Being me. I have always struggled to accept myself for who I am, and lately, for who I’m not. I am not “normal”—whatever that means. I often forget that running 50 miles at a time isn’t normal. That climbing a 14,000ft mountain as a side trip on a hike isn’t normal. That knocking off a 65 mile loop in a weekend backpacking trip isn’t normal. That having backpacked across the country three times isn’t normal. I forget that the way I approach distances that 99% of people only cover in a vehicle is the way that others approach a Sunday matinee. Casually. Without any thoughts of danger or failure. I never think twice about a distance. I don’t look at elevation profiles. I throw some food in a backpack, plan to drink from the streams and I go. I forget that running into a grizzly sow and cubs at 50yds is a thought that makes most people shit their pants. I just hope I have my camera out. I watched 127 hours and as Aron looked into his camera and said, “And why didn’t you tell anyone where you’re going? Oh right, cause you’re a badass.” I thought to myself, is that why I go and do and push and run?
The simple answer is no. A more complex answer might be yes. Truth be told, I am insecure. I have never thought I’m good enough, fast enough, strong enough, thin enough, pretty enough, smart enough or any other “enough”. Nothing I do meets my own unattainable expectations of “enough”. So, I throw myself into the hardest physical endeavors I can. Not because I think I’m a badass, but because I desperately want to do something that will make me approve of myself. I lose myself in the wild and in the challenge. In the moments that I break my body I find out how “enough” I really am. It doesn’t matter anymore that someone is faster, or prettier, or stronger. I am at my limit and I am meeting it head on. I like coming back home after throwing myself against the brick wall of an endurance threshold and knowing that the bruises are from crashing right through it. And I like knowing that I’m going to do it again…soon.
That however, is how I got injured. How to break a body in under 2 years: Run it, literally, into the ground. 60 maybe 80 miles a week. Year round. Make your taper and recovery weeks 40-50 miles a week. Spiral into guilt tripping despair if you miss a run. Drag your exhausted ass out into the rain for a 20 even though you ran that far yesterday and should probably be sleeping. Don’t count your bike commute, weight training, or the 50 miles or more you backpack on the weekends as exercise. Be sure to consume about 1500 calories a day less than your body is expending. That’s right. Stupid, I know. Somehow I thought the harder it was the more “enough” I would eventually become. I thought I could outrun the doubts. I thought I could reach some sort of ideal me only through a lot of suffering. In reality I discovered that I am capable of a lot more than I give myself credit for. I also discovered that if I take care of myself I am going to be happier, healthier and more successful than if I just endlessly beat myself up.

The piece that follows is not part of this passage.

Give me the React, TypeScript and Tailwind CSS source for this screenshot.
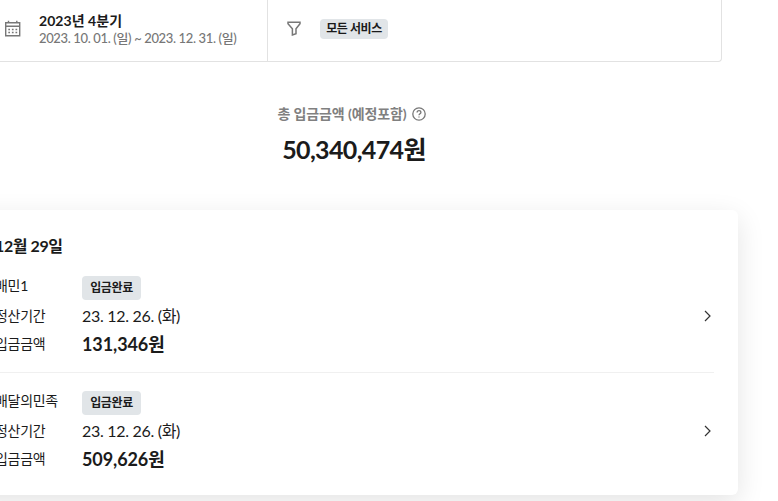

Normalcy still plagues my thoughts. This summer I ran and backpacked seemingly endless miles. They were the happiest hours of my life so far. But all the time, the pressing question that rang constantly in my head was, “Why am I not like other people I know?” Why I can’t be happy with the things that made my parents, my friends, my siblings happy? Marriage, babies, the 9-5, a home? Why instead do I like to climb things? Mountains. Passes. Rockslides. Trees. Canyons. Why do I thrive on freedom, adventure, life on the edge of what-comes-next? I would think these thoughts of inadequacy as I climbed. I would think about how not normal I am. How much happier I would be if I were like them. I would think until my head hurt and I was crying with the frustration of it all...and then I would put my head down and hike faster. I don’t know anything about what it’s like to be an athlete, I only know what it’s like to be me…
It’s 80 degrees and I’m drenched in sweat even though I’m stripped down to my bikini top and a sarong skirt. My glutes and hamstrings are burning with the effort of propulsion. They strain to push me and my backpack upward toward the sun and sky. I can feel the rapid bumping of my heart in my temples. Finally, at the top, the screaming turns to exhilaration as freshly oxygenated blood floods into the suddenly resting muscles. Joy rampages through every cell at the sight of a new valley sprawling in front of me. The sky is blue. The mountains are jagged and snowy. Sinuous rivers glisten. The forest is thick and untouched. I whoop. My voice rebounds off the granite outcrops. I am happy. I am whole. I am.
A new thought comes to mind: “Are they really as happy as I think they are?”